Work to be completed: Exclude the pictures, then repeat the remaining data exactly.

## START

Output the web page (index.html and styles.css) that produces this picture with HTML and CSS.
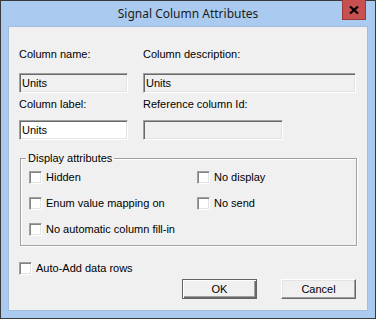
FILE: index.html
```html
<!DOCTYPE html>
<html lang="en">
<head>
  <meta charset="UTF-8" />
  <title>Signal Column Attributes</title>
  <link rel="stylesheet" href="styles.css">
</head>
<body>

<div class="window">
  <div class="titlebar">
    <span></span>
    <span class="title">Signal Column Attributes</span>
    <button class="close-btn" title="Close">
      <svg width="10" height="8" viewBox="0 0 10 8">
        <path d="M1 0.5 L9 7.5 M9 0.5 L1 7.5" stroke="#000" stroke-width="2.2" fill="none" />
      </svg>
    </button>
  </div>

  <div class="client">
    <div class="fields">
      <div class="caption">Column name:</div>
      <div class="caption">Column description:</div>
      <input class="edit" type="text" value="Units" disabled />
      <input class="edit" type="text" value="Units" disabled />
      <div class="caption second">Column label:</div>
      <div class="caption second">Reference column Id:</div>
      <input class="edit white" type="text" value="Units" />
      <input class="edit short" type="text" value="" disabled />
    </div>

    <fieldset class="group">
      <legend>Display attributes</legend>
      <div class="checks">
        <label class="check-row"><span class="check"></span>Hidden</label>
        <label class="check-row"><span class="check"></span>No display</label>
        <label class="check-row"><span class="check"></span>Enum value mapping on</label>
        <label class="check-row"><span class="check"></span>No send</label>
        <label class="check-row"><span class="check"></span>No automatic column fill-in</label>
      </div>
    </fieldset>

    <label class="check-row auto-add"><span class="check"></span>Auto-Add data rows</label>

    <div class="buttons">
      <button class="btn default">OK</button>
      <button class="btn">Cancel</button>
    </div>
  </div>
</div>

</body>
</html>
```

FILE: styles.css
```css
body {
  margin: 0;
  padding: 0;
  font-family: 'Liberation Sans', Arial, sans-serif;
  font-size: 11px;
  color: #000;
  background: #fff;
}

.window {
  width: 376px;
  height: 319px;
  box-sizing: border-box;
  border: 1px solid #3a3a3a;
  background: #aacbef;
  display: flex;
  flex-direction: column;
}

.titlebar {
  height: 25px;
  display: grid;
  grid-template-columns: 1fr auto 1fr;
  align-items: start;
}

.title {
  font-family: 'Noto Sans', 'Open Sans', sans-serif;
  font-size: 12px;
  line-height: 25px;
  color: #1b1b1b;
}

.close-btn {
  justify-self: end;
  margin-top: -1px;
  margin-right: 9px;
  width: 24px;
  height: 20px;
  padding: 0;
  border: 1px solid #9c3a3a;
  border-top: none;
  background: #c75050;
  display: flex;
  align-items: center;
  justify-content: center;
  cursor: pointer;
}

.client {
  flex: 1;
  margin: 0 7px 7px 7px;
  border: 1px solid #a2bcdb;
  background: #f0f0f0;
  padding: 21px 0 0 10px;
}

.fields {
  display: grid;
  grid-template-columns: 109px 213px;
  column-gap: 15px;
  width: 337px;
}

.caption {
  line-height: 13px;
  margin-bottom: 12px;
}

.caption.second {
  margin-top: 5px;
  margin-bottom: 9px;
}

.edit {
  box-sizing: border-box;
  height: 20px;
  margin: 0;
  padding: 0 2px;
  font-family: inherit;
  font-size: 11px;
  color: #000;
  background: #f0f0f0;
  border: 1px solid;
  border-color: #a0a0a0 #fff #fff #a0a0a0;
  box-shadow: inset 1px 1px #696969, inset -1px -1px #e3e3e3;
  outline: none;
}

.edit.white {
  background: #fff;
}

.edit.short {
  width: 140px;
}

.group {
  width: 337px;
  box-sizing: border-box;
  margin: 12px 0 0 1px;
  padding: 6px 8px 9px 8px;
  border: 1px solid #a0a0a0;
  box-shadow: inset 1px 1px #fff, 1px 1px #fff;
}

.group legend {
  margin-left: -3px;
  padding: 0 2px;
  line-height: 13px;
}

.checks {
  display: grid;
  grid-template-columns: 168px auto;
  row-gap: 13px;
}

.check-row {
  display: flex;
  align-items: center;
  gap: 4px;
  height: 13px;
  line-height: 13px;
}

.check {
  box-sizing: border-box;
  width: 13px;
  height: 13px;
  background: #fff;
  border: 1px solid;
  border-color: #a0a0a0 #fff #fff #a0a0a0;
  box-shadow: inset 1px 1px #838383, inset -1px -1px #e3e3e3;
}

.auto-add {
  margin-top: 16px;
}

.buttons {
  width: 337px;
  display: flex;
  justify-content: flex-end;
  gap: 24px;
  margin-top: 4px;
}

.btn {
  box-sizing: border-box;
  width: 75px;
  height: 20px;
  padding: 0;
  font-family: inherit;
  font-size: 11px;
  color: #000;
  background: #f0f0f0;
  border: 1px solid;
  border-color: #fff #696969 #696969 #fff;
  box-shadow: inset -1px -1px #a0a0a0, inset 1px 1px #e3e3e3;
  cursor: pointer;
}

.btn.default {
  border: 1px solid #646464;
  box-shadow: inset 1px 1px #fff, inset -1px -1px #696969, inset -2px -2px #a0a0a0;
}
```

## END

The solution:
Output the web page (index.html and styles.css) that produces this picture with HTML and CSS.
FILE: index.html
```html
<!DOCTYPE html>
<html lang="en">
<head>
  <meta charset="UTF-8" />
  <title>Signal Column Attributes</title>
  <link rel="stylesheet" href="styles.css">
</head>
<body>

<div class="window">
  <div class="titlebar">
    <span></span>
    <span class="title">Signal Column Attributes</span>
    <button class="close-btn" title="Close">
      <svg width="10" height="8" viewBox="0 0 10 8">
        <path d="M1 0.5 L9 7.5 M9 0.5 L1 7.5" stroke="#000" stroke-width="2.2" fill="none" />
      </svg>
    </button>
  </div>

  <div class="client">
    <div class="fields">
      <div class="caption">Column name:</div>
      <div class="caption">Column description:</div>
      <input class="edit" type="text" value="Units" disabled />
      <input class="edit" type="text" value="Units" disabled />
      <div class="caption second">Column label:</div>
      <div class="caption second">Reference column Id:</div>
      <input class="edit white" type="text" value="Units" />
      <input class="edit short" type="text" value="" disabled />
    </div>

    <fieldset class="group">
      <legend>Display attributes</legend>
      <div class="checks">
        <label class="check-row"><span class="check"></span>Hidden</label>
        <label class="check-row"><span class="check"></span>No display</label>
        <label class="check-row"><span class="check"></span>Enum value mapping on</label>
        <label class="check-row"><span class="check"></span>No send</label>
        <label class="check-row"><span class="check"></span>No automatic column fill-in</label>
      </div>
    </fieldset>

    <label class="check-row auto-add"><span class="check"></span>Auto-Add data rows</label>

    <div class="buttons">
      <button class="btn default">OK</button>
      <button class="btn">Cancel</button>
    </div>
  </div>
</div>

</body>
</html>
```

FILE: styles.css
```css
body {
  margin: 0;
  padding: 0;
  font-family: 'Liberation Sans', Arial, sans-serif;
  font-size: 11px;
  color: #000;
  background: #fff;
}

.window {
  width: 376px;
  height: 319px;
  box-sizing: border-box;
  border: 1px solid #3a3a3a;
  background: #aacbef;
  display: flex;
  flex-direction: column;
}

.titlebar {
  height: 25px;
  display: grid;
  grid-template-columns: 1fr auto 1fr;
  align-items: start;
}

.title {
  font-family: 'Noto Sans', 'Open Sans', sans-serif;
  font-size: 12px;
  line-height: 25px;
  color: #1b1b1b;
}

.close-btn {
  justify-self: end;
  margin-top: -1px;
  margin-right: 9px;
  width: 24px;
  height: 20px;
  padding: 0;
  border: 1px solid #9c3a3a;
  border-top: none;
  background: #c75050;
  display: flex;
  align-items: center;
  justify-content: center;
  cursor: pointer;
}

.client {
  flex: 1;
  margin: 0 7px 7px 7px;
  border: 1px solid #a2bcdb;
  background: #f0f0f0;
  padding: 21px 0 0 10px;
}

.fields {
  display: grid;
  grid-template-columns: 109px 213px;
  column-gap: 15px;
  width: 337px;
}

.caption {
  line-height: 13px;
  margin-bottom: 12px;
}

.caption.second {
  margin-top: 5px;
  margin-bottom: 9px;
}

.edit {
  box-sizing: border-box;
  height: 20px;
  margin: 0;
  padding: 0 2px;
  font-family: inherit;
  font-size: 11px;
  color: #000;
  background: #f0f0f0;
  border: 1px solid;
  border-color: #a0a0a0 #fff #fff #a0a0a0;
  box-shadow: inset 1px 1px #696969, inset -1px -1px #e3e3e3;
  outline: none;
}

.edit.white {
  background: #fff;
}

.edit.short {
  width: 140px;
}

.group {
  width: 337px;
  box-sizing: border-box;
  margin: 12px 0 0 1px;
  padding: 6px 8px 9px 8px;
  border: 1px solid #a0a0a0;
  box-shadow: inset 1px 1px #fff, 1px 1px #fff;
}

.group legend {
  margin-left: -3px;
  padding: 0 2px;
  line-height: 13px;
}

.checks {
  display: grid;
  grid-template-columns: 168px auto;
  row-gap: 13px;
}

.check-row {
  display: flex;
  align-items: center;
  gap: 4px;
  height: 13px;
  line-height: 13px;
}

.check {
  box-sizing: border-box;
  width: 13px;
  height: 13px;
  background: #fff;
  border: 1px solid;
  border-color: #a0a0a0 #fff #fff #a0a0a0;
  box-shadow: inset 1px 1px #838383, inset -1px -1px #e3e3e3;
}

.auto-add {
  margin-top: 16px;
}

.buttons {
  width: 337px;
  display: flex;
  justify-content: flex-end;
  gap: 24px;
  margin-top: 4px;
}

.btn {
  box-sizing: border-box;
  width: 75px;
  height: 20px;
  padding: 0;
  font-family: inherit;
  font-size: 11px;
  color: #000;
  background: #f0f0f0;
  border: 1px solid;
  border-color: #fff #696969 #696969 #fff;
  box-shadow: inset -1px -1px #a0a0a0, inset 1px 1px #e3e3e3;
  cursor: pointer;
}

.btn.default {
  border: 1px solid #646464;
  box-shadow: inset 1px 1px #fff, inset -1px -1px #696969, inset -2px -2px #a0a0a0;
}
```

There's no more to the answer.